Dialog #2 menggunakan pendekatan apresiatif. Menunjukkan dan menonjolkan kelebihan siswa (di tengah berbagai kekurangannya). Memuji kelebihan itu agar semangat siswa bisa menyala. Sementara, dialog #1 lebih sering memandamkan semangat siswa.
Kembali ke urusan pemakaian masker setengah bener. Kita bisa menyikapinya dengan apresiatif.
Si Bapak kan sudah pakai masker. Itu pun sudah merupakan kelebihan.
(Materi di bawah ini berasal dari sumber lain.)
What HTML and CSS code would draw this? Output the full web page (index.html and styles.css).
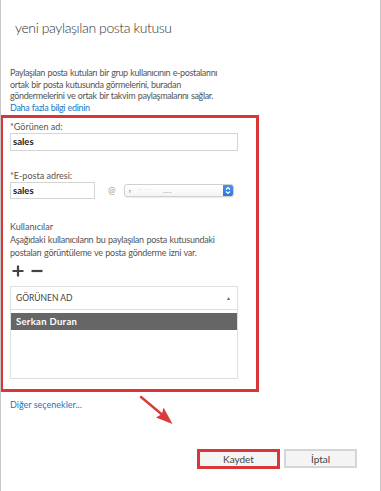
FILE: index.html
```html
<!DOCTYPE html>
<html lang="tr">
<head>
<meta charset="utf-8">
<link rel="stylesheet" href="styles.css">
</head>
<body>
<div class="dialog">
  <h1 class="title">yeni paylaşılan posta kutusu</h1>
  <p class="intro">Paylaşılan posta kutuları bir grup kullanıcının e-postalarını<br>ortak bir posta kutusunda görmelerini, buradan<br>göndermelerini ve ortak bir takvim paylaşmalarını sağlar.<br><a class="link">Daha fazla bilgi edinin</a></p>

  <section class="highlight">
    <div class="label">*Görünen ad:</div>
    <div class="input wide">sales</div>

    <div class="label second">*E-posta adresi:</div>
    <div class="email-row">
      <div class="input short">sales</div>
      <span class="at">@</span>
      <div class="select">
        <span class="blur"><span class="mark">r</span>&nbsp;&nbsp;&nbsp;&nbsp;˙˙&nbsp;˙˙˙&nbsp;&nbsp;&nbsp;&nbsp;&nbsp;&nbsp;&nbsp;&nbsp;<span class="dots">......</span></span>
        <span class="spin"><svg width="6" height="9" viewBox="0 0 6 9"><path d="M1 3.5 L3 1.5 L5 3.5 M1 5.5 L3 7.5 L5 5.5" fill="none" stroke="#fff" stroke-width="1.2"/></svg></span>
      </div>
    </div>

    <div class="users-title">Kullanıcılar</div>
    <p class="users-desc">Aşağıdaki kullanıcıların bu paylaşılan posta kutusundaki<br>postaları görüntüleme ve posta gönderme izni var.</p>

    <div class="tools">
      <svg width="12" height="12" viewBox="0 0 12 12"><path d="M6 0.5 V11.5 M0.5 6 H11.5" stroke="#444" stroke-width="2.2"/></svg>
      <svg width="12" height="12" viewBox="0 0 12 12"><path d="M0.5 6 H11.5" stroke="#444" stroke-width="2.2"/></svg>
    </div>

    <div class="table">
      <div class="thead"><span>GÖRÜNEN AD</span><span class="sort">▲</span></div>
      <div class="tbody">
        <div class="row selected">Serkan Duran</div>
      </div>
    </div>
  </section>

  <a class="more">Diğer seçenekler...</a>

  <div class="actions">
    <button class="btn save">Kaydet</button>
    <button class="btn cancel">İptal</button>
  </div>

  <svg class="arrow" width="381" height="491" viewBox="0 0 381 491">
    <path d="M141 397 L165 417" stroke="#d93a3a" stroke-width="2.4" stroke-linecap="round"/>
    <path d="M172.5 424 L156 417.5 L162 414 L163.5 407.5 Z" fill="#d93a3a"/>
  </svg>
</div>
</body>
</html>
```

FILE: styles.css
```css
* { box-sizing: border-box; }

html, body {
  margin: 0;
  padding: 0;
  background: #fff;
}

body {
  font-family: "Lato", "Open Sans", "Liberation Sans", sans-serif;
  color: #444;
}

.dialog {
  position: relative;
  width: 381px;
  height: 491px;
  border-left: 1px solid #c6c6c6;
  border-right: 1px solid #c6c6c6;
  overflow: hidden;
}

.dialog::before,
.dialog::after {
  content: "";
  position: absolute;
  top: 0;
  width: 1px;
  height: 12px;
  background: #333;
}
.dialog::before { left: -1px; }
.dialog::after { right: -1px; }

.title {
  margin: 0;
  padding: 18px 0 0 14px;
  font-size: 14px;
  letter-spacing: -0.4px;
  line-height: 20px;
  font-weight: 300;
  color: #333;
}

.intro {
  margin: 29px 0 0;
  padding-left: 9px;
  font-size: 9px;
  letter-spacing: -0.35px;
  word-spacing: 0.5px;
  line-height: 11.5px;
  color: #555;
}

.link, .more {
  color: #1a78c2;
  text-decoration: none;
}

.highlight {
  margin: 2px 0 0 -1px;
  width: 259px;
  border: 3px solid #d9363a;
  padding: 3px 0 10px 7px;
}

.label {
  font-size: 9px;
  line-height: 12px;
  color: #555;
}
.label.second { margin-top: 19px; }

.input {
  height: 18px;
  border: 1px solid #d4d4d4;
  font-size: 9.5px;
  font-weight: 700;
  line-height: 16px;
  color: #222;
  padding-left: 2px;
}
.input.wide { width: 228px; }
.input.short { width: 85px; height: 17px; line-height: 15px; }

.email-row {
  display: flex;
  align-items: center;
}

.at {
  margin-left: 13px;
  width: 13px;
  font-size: 9px;
  color: #999;
}

.select {
  margin-left: 3px;
  width: 110px;
  height: 13px;
  border: 1px solid #d0d0d0;
  border-radius: 3px;
  background: linear-gradient(#fff, #f4f4f4);
  box-shadow: 0 1px 1px rgba(0,0,0,0.08);
  display: flex;
  align-items: center;
  justify-content: space-between;
  overflow: hidden;
}

.blur {
  font-size: 6px;
  color: #bbb;
  padding-left: 4px;
  white-space: nowrap;
}
.blur .mark { color: #777; }
.blur .dots { color: #888; }

.spin {
  width: 10px;
  height: 13px;
  background: linear-gradient(#4a95ee, #2c74d6);
  border-radius: 0 3px 3px 0;
  display: flex;
  align-items: center;
  justify-content: center;
}

.users-title {
  margin-top: 22px;
  font-size: 9px;
  line-height: 12px;
  color: #555;
}

.users-desc {
  margin: 1px 0 0;
  font-size: 9px;
  letter-spacing: -0.25px;
  word-spacing: 0.5px;
  line-height: 12.5px;
  color: #555;
}

.tools {
  margin-top: 6px;
  height: 12px;
  display: flex;
  gap: 7px;
  padding-left: 2px;
}

.table {
  margin-top: 9px;
  width: 228px;
  height: 93px;
  border: 1px solid #dde0e0;
  display: flex;
  flex-direction: column;
}

.thead {
  height: 23px;
  border-bottom: 1px solid #dde0e0;
  display: flex;
  align-items: center;
  justify-content: space-between;
  padding: 0 6px 0 5px;
  font-size: 8.5px;
  color: #444;
}

.sort {
  font-size: 5px;
  color: #666;
}

.tbody {
  flex: 1;
  padding-top: 3px;
}

.row.selected {
  height: 17px;
  background: #666;
  color: #fff;
  font-size: 9.5px;
  font-weight: 700;
  letter-spacing: 0.3px;
  line-height: 17px;
  padding-left: 5px;
}

.more {
  display: block;
  margin: 7px 0 0 9px;
  font-size: 9px;
  line-height: 12px;
}

.actions {
  margin-top: 38px;
  display: flex;
  justify-content: flex-end;
  align-items: flex-start;
  gap: 4px;
  padding-right: 23px;
}

.btn {
  font-family: inherit;
  font-size: 10px;
  color: #444;
  background: #f4f4f4;
  padding: 0;
  margin: 0;
}

.btn.save {
  width: 83px;
  height: 20px;
  border: 3px solid #d9363a;
}

.btn.cancel {
  width: 73px;
  height: 19px;
  border: 2px solid #d2d6d6;
}

.arrow {
  position: absolute;
  left: -1px;
  top: 0;
  pointer-events: none;
}
```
Jadi, kita bisa mengatakan,
“Mantaabs, pak! Sudah pakai masker. Tinggal naikin dikiiit lagi sampai ketutupan hidungnya, ya.”
Buat relawan atau tenaga kesehatan saya menyarankan pendekatan apresiatif dengan dua alasan. Pertama untuk menghindari konflik di masyarakat. Jangan deh perkeruh wabah ini dengan bertengkar. Kedua, buat kesehatan mental relawan atau tenaga kesehatan. Memuji orang itu membangun hubungan. Lebih menyenangkan. Dan kerja di masyarakat kan harus menyenangkan.